* Material provided *
# # # # #

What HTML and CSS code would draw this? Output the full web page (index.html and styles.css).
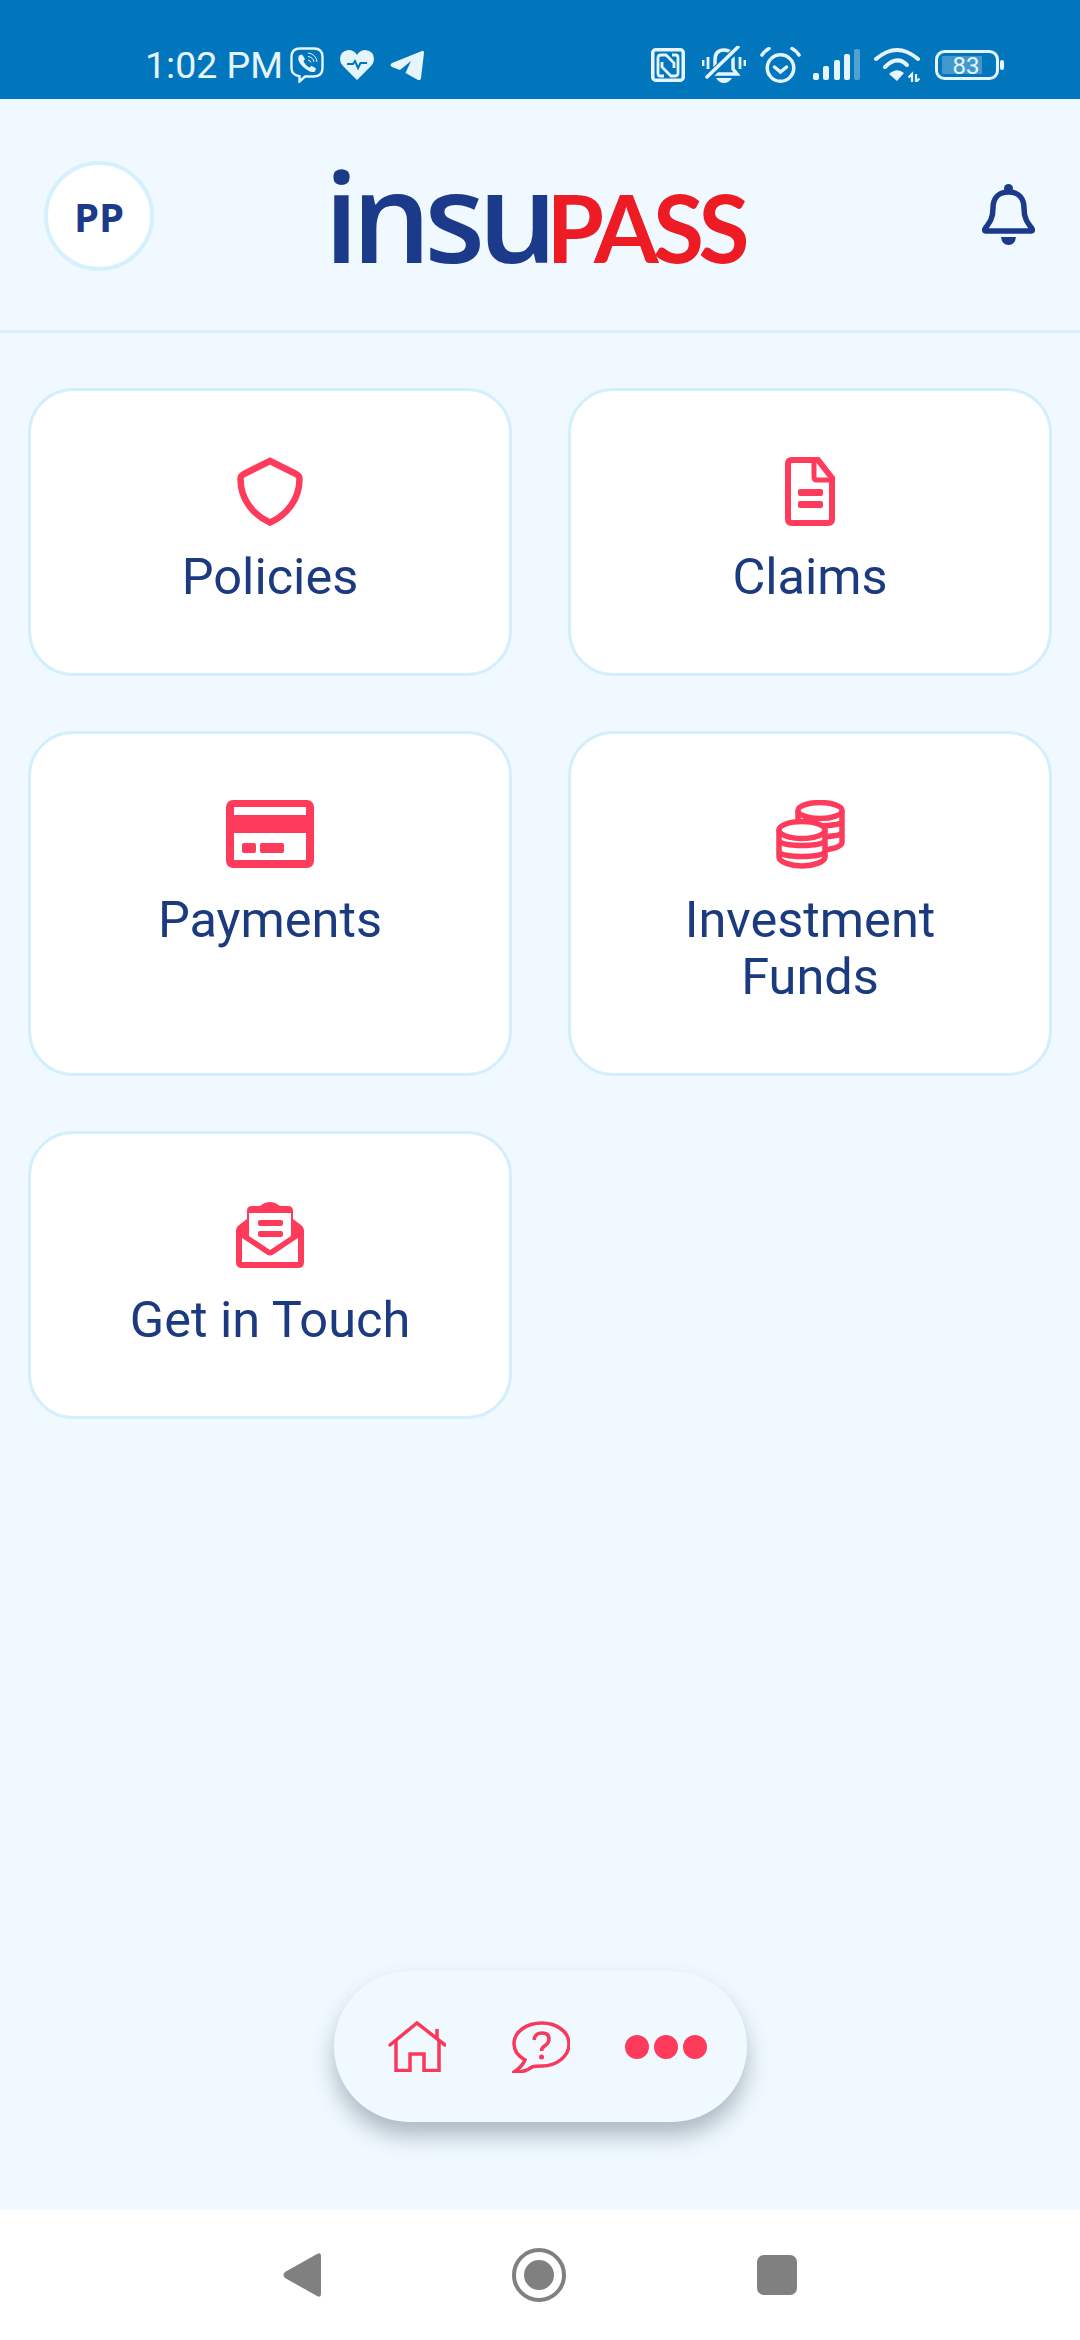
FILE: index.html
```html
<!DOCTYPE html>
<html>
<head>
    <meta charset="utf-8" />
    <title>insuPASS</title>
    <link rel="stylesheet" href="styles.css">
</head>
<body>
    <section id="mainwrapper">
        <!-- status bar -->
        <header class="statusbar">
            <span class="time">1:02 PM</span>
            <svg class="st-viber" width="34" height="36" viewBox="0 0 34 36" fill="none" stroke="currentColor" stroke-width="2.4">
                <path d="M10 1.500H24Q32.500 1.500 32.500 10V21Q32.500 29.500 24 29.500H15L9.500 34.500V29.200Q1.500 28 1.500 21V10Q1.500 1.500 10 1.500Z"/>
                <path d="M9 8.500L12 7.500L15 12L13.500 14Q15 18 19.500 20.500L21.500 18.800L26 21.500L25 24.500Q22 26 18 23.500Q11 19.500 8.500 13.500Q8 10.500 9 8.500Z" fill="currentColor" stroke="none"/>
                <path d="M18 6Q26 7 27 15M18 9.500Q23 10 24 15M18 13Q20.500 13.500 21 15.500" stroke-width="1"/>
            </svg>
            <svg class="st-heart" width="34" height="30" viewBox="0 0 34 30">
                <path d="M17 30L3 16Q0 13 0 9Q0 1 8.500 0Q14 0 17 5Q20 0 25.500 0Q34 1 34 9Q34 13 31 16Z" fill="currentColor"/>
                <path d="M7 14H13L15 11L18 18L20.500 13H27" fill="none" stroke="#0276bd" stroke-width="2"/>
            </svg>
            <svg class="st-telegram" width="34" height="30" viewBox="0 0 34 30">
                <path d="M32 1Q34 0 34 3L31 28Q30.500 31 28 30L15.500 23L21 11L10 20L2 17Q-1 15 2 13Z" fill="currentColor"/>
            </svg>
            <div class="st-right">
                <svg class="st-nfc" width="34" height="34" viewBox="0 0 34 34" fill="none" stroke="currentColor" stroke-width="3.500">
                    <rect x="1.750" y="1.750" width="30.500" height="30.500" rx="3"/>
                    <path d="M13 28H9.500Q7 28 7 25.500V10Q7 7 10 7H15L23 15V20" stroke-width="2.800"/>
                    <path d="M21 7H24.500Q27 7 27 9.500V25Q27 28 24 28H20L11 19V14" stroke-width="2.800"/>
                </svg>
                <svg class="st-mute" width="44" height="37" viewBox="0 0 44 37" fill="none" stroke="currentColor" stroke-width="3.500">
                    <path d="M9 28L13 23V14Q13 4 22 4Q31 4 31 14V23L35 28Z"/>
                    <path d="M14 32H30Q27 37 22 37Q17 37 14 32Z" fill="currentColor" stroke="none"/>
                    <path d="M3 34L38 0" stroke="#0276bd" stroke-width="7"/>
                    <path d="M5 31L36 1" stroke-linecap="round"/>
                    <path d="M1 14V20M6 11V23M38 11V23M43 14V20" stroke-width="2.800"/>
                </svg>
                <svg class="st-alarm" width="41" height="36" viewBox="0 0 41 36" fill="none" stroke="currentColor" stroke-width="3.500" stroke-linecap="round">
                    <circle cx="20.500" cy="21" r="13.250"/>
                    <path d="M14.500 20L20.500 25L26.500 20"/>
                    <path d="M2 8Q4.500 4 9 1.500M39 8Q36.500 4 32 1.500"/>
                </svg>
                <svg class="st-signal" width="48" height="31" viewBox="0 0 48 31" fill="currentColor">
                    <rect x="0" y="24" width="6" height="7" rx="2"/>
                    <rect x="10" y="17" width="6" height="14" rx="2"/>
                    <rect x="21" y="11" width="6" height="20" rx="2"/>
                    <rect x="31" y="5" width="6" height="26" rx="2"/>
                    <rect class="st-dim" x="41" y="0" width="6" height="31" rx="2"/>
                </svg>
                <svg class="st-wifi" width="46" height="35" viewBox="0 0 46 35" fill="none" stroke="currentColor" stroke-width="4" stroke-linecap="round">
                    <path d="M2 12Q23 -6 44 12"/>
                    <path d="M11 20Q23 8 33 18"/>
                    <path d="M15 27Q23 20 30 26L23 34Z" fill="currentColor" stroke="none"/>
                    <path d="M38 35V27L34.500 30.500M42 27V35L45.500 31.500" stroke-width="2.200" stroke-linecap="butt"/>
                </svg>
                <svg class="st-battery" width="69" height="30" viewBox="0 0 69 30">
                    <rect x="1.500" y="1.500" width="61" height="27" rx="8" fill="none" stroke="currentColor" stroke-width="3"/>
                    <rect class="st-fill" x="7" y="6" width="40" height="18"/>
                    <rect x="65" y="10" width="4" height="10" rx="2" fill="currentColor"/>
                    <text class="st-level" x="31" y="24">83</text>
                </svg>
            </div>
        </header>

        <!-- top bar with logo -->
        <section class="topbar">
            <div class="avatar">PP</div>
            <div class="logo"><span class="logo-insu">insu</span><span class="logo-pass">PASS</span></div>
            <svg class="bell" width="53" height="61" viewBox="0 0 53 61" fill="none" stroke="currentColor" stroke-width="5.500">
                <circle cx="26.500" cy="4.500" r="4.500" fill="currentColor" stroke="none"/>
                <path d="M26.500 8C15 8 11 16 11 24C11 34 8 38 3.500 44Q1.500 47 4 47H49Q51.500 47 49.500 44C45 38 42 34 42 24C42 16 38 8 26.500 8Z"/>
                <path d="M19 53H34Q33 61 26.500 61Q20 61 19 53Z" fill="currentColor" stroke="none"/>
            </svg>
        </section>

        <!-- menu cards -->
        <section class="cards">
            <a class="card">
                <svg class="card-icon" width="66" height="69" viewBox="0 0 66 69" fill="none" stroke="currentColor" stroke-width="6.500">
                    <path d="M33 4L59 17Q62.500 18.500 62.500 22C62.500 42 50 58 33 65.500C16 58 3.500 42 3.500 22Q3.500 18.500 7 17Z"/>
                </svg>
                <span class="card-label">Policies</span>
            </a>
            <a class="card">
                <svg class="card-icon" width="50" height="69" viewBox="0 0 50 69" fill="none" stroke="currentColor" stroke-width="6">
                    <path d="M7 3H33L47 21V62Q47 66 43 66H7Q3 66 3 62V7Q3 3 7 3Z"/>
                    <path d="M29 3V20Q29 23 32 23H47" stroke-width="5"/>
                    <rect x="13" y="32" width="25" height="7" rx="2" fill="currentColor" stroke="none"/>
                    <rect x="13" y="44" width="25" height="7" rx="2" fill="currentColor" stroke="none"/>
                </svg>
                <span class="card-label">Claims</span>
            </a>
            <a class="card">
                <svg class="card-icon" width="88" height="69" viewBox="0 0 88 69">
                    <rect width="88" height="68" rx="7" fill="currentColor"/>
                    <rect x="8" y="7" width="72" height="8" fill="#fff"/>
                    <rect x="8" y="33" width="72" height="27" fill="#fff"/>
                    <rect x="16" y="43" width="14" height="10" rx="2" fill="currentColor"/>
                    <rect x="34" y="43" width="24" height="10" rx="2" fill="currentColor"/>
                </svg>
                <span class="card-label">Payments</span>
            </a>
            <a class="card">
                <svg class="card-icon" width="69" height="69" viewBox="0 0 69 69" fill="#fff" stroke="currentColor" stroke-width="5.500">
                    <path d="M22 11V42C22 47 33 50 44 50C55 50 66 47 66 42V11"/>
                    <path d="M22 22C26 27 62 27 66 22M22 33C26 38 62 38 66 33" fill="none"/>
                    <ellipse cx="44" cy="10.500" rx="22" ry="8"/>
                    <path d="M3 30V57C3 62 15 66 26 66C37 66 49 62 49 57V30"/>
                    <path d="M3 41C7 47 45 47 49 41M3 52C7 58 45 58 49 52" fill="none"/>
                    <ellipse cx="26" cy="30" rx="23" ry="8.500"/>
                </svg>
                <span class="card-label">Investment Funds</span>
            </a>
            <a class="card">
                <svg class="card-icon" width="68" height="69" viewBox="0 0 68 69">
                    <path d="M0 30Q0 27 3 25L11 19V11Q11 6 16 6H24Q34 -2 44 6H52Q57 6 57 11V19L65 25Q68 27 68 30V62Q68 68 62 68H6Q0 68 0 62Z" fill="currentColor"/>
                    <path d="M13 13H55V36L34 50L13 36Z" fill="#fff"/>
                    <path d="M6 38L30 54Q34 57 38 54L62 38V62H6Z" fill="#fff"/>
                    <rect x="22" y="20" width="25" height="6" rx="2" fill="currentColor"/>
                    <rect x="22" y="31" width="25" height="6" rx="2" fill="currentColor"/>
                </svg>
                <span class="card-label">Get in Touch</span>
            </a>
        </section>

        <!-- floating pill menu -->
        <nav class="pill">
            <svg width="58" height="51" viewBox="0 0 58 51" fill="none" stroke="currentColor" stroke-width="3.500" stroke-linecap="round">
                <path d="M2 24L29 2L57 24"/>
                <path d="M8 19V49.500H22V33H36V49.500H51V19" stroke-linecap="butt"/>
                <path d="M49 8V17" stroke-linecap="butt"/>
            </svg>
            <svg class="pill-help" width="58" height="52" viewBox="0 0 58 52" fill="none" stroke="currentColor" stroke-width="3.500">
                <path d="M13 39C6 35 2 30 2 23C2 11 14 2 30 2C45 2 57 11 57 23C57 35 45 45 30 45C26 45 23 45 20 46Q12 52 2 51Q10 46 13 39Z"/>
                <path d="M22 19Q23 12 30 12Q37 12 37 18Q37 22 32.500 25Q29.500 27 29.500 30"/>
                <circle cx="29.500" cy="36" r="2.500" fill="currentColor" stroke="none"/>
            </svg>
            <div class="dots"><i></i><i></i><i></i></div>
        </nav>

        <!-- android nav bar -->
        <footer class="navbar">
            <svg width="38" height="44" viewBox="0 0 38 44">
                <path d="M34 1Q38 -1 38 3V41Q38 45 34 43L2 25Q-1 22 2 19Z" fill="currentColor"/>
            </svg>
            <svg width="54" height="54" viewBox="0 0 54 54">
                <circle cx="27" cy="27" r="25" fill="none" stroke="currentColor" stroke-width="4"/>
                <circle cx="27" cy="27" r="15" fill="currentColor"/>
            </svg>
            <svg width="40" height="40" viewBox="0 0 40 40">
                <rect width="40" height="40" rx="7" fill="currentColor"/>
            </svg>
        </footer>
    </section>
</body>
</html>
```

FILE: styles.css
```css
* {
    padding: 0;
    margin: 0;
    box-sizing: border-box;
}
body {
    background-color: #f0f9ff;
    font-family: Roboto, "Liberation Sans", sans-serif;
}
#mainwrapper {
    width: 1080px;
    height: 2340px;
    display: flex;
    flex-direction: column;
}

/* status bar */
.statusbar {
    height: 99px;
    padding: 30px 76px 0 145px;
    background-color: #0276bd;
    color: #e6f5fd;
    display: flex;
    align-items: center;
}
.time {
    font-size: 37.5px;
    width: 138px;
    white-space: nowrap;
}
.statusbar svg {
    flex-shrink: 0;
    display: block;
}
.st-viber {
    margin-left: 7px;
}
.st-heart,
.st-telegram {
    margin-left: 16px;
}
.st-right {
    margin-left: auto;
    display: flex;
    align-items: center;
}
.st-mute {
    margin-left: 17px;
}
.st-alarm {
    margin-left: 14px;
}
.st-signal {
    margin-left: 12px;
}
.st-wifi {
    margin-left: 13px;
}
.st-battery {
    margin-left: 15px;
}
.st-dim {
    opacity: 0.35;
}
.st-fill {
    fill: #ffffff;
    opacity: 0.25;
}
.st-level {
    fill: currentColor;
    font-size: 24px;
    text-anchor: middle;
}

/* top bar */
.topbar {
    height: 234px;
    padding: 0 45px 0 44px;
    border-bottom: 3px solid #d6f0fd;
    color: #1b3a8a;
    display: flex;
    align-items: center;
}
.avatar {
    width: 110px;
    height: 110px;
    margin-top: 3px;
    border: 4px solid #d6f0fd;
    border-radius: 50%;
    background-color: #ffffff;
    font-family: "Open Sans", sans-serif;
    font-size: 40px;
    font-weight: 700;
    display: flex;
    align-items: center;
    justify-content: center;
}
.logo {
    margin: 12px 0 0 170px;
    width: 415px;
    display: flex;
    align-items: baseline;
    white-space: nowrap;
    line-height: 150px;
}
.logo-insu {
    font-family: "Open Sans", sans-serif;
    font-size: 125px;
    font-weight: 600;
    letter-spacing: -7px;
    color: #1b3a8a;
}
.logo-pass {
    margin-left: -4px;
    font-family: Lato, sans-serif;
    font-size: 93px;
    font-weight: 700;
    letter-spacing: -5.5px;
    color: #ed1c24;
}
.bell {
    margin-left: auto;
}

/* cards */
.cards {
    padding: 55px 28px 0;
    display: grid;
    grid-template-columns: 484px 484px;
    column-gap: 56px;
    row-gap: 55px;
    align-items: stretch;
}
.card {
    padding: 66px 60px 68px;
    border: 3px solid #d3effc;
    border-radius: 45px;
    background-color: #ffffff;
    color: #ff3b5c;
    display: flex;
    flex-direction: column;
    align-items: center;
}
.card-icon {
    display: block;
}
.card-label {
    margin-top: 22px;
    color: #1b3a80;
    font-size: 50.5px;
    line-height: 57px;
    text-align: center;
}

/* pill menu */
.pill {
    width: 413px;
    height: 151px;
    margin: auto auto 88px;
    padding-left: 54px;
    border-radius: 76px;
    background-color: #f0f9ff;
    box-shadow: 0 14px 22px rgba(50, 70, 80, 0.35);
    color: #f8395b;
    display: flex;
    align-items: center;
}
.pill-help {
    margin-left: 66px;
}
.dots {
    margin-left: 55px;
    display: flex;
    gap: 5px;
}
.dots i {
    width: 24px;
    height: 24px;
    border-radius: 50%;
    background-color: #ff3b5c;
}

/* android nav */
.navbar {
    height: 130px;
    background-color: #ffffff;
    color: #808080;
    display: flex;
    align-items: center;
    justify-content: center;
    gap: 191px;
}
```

# # # # #

* What you are asked to do *
Check each line above for the string "index", then copy the ones that have it.

* Result of the exercise *
What HTML and CSS code would draw this? Output the full web page (index.html and styles.css).
FILE: index.html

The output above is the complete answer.